Pues sí, el menda prohibiría el uso de animales para la práctica cinegética (Vive la France!). ¿No se les hincha el pecho a los cazadores subrayando que se trata de “una lucha de igual a igual, y además en campo visitante”? Pues que se las arreglen sin perro ―y sin escopeta, ya de paso―, a ver qué traen a casa a la hora de comer estos aprendices de Orzowei. De hecho, quien suscribe, y puestos a ello, prohibiría en todas sus modalidades la caza lúdica, esa que echa al monte a miles de aguerridos ciudadanos armados hasta los dientes, me río yo de la “igualdad de condiciones”, valiente patraña. Hubo un tiempo en que perros y humanos dormíamos bajo las estrellas, nos acurrucábamos ellos, nosotros y las liendres para superar las gélidas noches de invierno. Hasta quizá sentimos un cierto afecto hacia ellos, más allá de la interesada relación simbiótica que nos unió. Pero hoy no necesitamos cazar, ni por tanto maltratar a los perros durante el tiempo restante.
Los perros tienen hoy las mismas preferencias que sus antepasados, y las han ido descubriendo generación tras generación, junto a sus compañeros humanos. Se hacen una rosquilla a la vera del fuego porque ahí se está la mar de a gustito, qué carajo, y lo mismo hacemos nosotros por idéntico motivo. Y como hoy ya no hacemos hogueras para preparar las viandas, pues se tumban cuan largos son en el sofá a esperar la cena, y tan contentos. Después de cuatro paseos diarios, de saludos a todo el que muestre la menor señal de afecto, de alocadas carreras por el parque, una suculenta cena viene a ser la guinda a una plácida jornada más. Mañana será otro día, repleto igualmente de sensaciones agradables.

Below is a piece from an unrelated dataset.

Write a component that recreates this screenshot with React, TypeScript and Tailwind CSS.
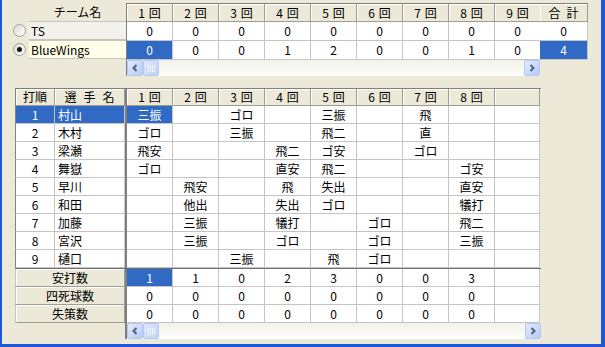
import React from "react";

const HEAD =
  "flex shrink-0 items-center justify-center bg-[#ECE9D8] border-r border-b border-[#9f9d91] shadow-[inset_1px_1px_0_#ffffff]";
const CELL = "flex shrink-0 items-center justify-center border-r border-b border-[#c4c4c4]";
const SEL = "bg-[#316AC5] text-white";

const innings = ["1", "2", "3", "4", "5", "6", "7", "8", "9"];

const teams = [
  { name: "TS", scores: ["0", "0", "0", "0", "0", "0", "0", "0", "0"], total: "0", checked: false },
  { name: "BlueWings", scores: ["0", "0", "0", "1", "2", "0", "0", "1", "0"], total: "4", checked: true },
];

const players: [string, string, Record<number, string>][] = [
  ["1", "村山", { 0: "三振", 2: "ゴロ", 4: "三振", 6: "飛" }],
  ["2", "木村", { 0: "ゴロ", 2: "三振", 4: "飛二", 6: "直" }],
  ["3", "梁瀬", { 0: "飛安", 3: "飛二", 4: "ゴ安", 6: "ゴロ" }],
  ["4", "舞嶽", { 0: "ゴロ", 3: "直安", 4: "飛二", 7: "ゴ安" }],
  ["5", "早川", { 1: "飛安", 3: "飛", 4: "失出", 7: "直安" }],
  ["6", "和田", { 1: "他出", 3: "失出", 4: "ゴロ", 7: "犠打" }],
  ["7", "加藤", { 1: "三振", 3: "犠打", 5: "ゴロ", 7: "飛二" }],
  ["8", "宮沢", { 1: "三振", 3: "ゴロ", 5: "ゴロ", 7: "三振" }],
  ["9", "樋口", { 2: "三振", 4: "飛", 5: "ゴロ" }],
];

const summary: [string, string[]][] = [
  ["安打数", ["1", "1", "0", "2", "3", "0", "0", "3", ""]],
  ["四死球数", ["0", "0", "0", "0", "0", "0", "0", "0", ""]],
  ["失策数", ["0", "0", "0", "0", "0", "0", "0", "0", ""]],
];

function Inning({ n }: { n: string }) {
  return (
    <span className="flex items-center gap-[4px]">
      <span>{n}</span>
      <span>回</span>
    </span>
  );
}

function Arrow({ dir }: { dir: "left" | "right" }) {
  return (
    <div className="flex h-[16px] w-[16px] shrink-0 items-center justify-center rounded-[2px] border border-[#b4c8f4] bg-gradient-to-br from-[#e3ebfd] to-[#b8cbf6]">
      <svg width="8" height="8" viewBox="0 0 8 8">
        {dir === "left" ? (
          <polyline points="5.5,1 2.5,4 5.5,7" fill="none" stroke="#4d6185" strokeWidth="2" />
        ) : (
          <polyline points="2.5,1 5.5,4 2.5,7" fill="none" stroke="#4d6185" strokeWidth="2" />
        )}
      </svg>
    </div>
  );
}

function ScrollBar() {
  return (
    <div className="flex h-[16px] items-stretch bg-gradient-to-b from-[#f3f1ea] to-[#fefefb]">
      <Arrow dir="left" />
      <div className="flex h-[16px] w-[16px] shrink-0 items-center justify-center gap-[1px] rounded-[2px] border border-[#b4c8f4] bg-gradient-to-br from-[#dfe8fd] to-[#c0d1f7]">
        <span className="h-[7px] w-[1px] bg-[#eef3fe]" />
        <span className="h-[7px] w-[1px] bg-[#eef3fe]" />
        <span className="h-[7px] w-[1px] bg-[#eef3fe]" />
        <span className="h-[7px] w-[1px] bg-[#eef3fe]" />
      </div>
      <div className="flex-1" />
      <Arrow dir="right" />
    </div>
  );
}

function Radio({ checked }: { checked: boolean }) {
  return (
    <span className="flex h-[13px] w-[13px] items-center justify-center rounded-full border border-[#a5a397] bg-gradient-to-br from-[#dcdbd4] to-white">
      {checked && <span className="h-[5px] w-[5px] rounded-full bg-[#111]" />}
    </span>
  );
}

export default function App() {
  return (
    <div className="flex h-[347px] w-[605px] flex-col border-b-[3px] border-l-2 border-r-4 border-[#1d56d8] bg-[#ECE9D8] font-['Noto_Sans_CJK_JP',sans-serif] text-[12px] leading-none text-black">
      {/* チーム別 得点 */}
      <div className="flex pt-[3px]">
        <div className="flex w-[124px] flex-col">
          <div className="flex h-[18px] items-center pl-[27px]">
            <span className="flex-1 text-center">チーム名</span>
          </div>
          {teams.map((t) => (
            <div key={t.name} className="flex h-[19px] items-center">
              <div className="flex w-[27px] items-center pl-[11px]">
                <Radio checked={t.checked} />
              </div>
              <div
                className={
                  "flex h-full w-[97px] items-center border-b border-t border-[#c8c6bc] pl-[2px] " +
                  (t.checked ? "bg-[#fffde8]" : "bg-[#f2f1ec]")
                }
              >
                {t.name}
              </div>
            </div>
          ))}
        </div>

        <div className="flex w-[414px] flex-col border-l border-t border-[#7f7f7f]">
          <div className="flex h-[18px]">
            {innings.map((h) => (
              <div key={h} className={HEAD + " w-[46px]"}>
                <Inning n={h} />
              </div>
            ))}
          </div>
          {teams.map((t, r) => (
            <div key={t.name} className="flex h-[19px]">
              {t.scores.map((s, i) => (
                <div key={i} className={CELL + " w-[46px] " + (r === 1 && i === 0 ? SEL : "bg-white")}>
                  {s}
                </div>
              ))}
            </div>
          ))}
          <ScrollBar />
        </div>

        <div className="flex w-[48px] flex-col border-t border-[#7f7f7f]">
          <div className={HEAD + " h-[18px] gap-[6px]"}>
            <span>合</span>
            <span>計</span>
          </div>
          {teams.map((t, r) => (
            <div key={t.name} className={CELL + " h-[19px] " + (r === 1 ? SEL : "bg-white")}>
              {t.total}
            </div>
          ))}
        </div>
      </div>

      {/* 打撃成績 */}
      <div className="ml-[13px] mt-[12px] flex w-[526px] flex-col">
        <div className="flex h-[18px] border-t border-[#7f7f7f]">
          <div className={HEAD + " w-[40px] border-l border-l-[#7f7f7f]"}>打順</div>
          <div className={HEAD + " w-[70px] gap-[7px]"}>
            <span>選</span>
            <span>手</span>
            <span>名</span>
          </div>
          <div className="w-[2px] bg-[#7f7f7f]" />
          {innings.map((h, i) => (
            <div key={h} className={HEAD + (i === 8 ? " w-[45px]" : " w-[46px]")}>
              {i === 8 ? "" : <Inning n={h} />}
            </div>
          ))}
        </div>

        {players.map(([no, name, res], r) => (
          <div key={no} className="flex h-[18px]">
            <div className={CELL + " w-[40px] border-l border-l-[#7f7f7f] " + (r === 0 ? SEL : "bg-white")}>{no}</div>
            <div className={CELL + " w-[70px] justify-start pl-[3px] " + (r === 0 ? SEL : "bg-white")}>{name}</div>
            <div className="w-[2px] bg-[#7f7f7f]" />
            {innings.map((h, i) => (
              <div
                key={h}
                className={CELL + (i === 8 ? " w-[45px] " : " w-[46px] ") + (r === 0 && i === 0 ? SEL : "bg-white")}
              >
                {res[i] ?? ""}
              </div>
            ))}
          </div>
        ))}

        <div className="h-[1px] w-full bg-[#6f6f6f]" />

        {summary.map(([label, vals], r) => (
          <div key={label} className="flex h-[18px]">
            <div className={HEAD + " w-[110px] border-l border-l-[#c8c6bc]"}>{label}</div>
            <div className="w-[2px] bg-[#7f7f7f]" />
            {vals.map((v, i) => (
              <div
                key={i}
                className={CELL + (i === 8 ? " w-[45px] " : " w-[46px] ") + (r === 0 && i === 0 ? SEL : "bg-white")}
              >
                {v}
              </div>
            ))}
          </div>
        ))}

        <div className="flex">
          <div className="w-[110px]" />
          <div className="w-[2px] bg-[#7f7f7f]" />
          <div className="flex-1">
            <ScrollBar />
          </div>
        </div>
      </div>
    </div>
  );
}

Siempre habrá quien, a falta de argumentos sólidos, ataque con lo de que “mantener a un perro encerrado en una superficie de ochenta metros cuadrados es una crueldad”. Que se lo pregunten a Patty, nuestra perrilla de escasos diez kilos, que tira de la correa en dirección a casa cual San Bernardo así que recibe las primeras gotas de lluvia.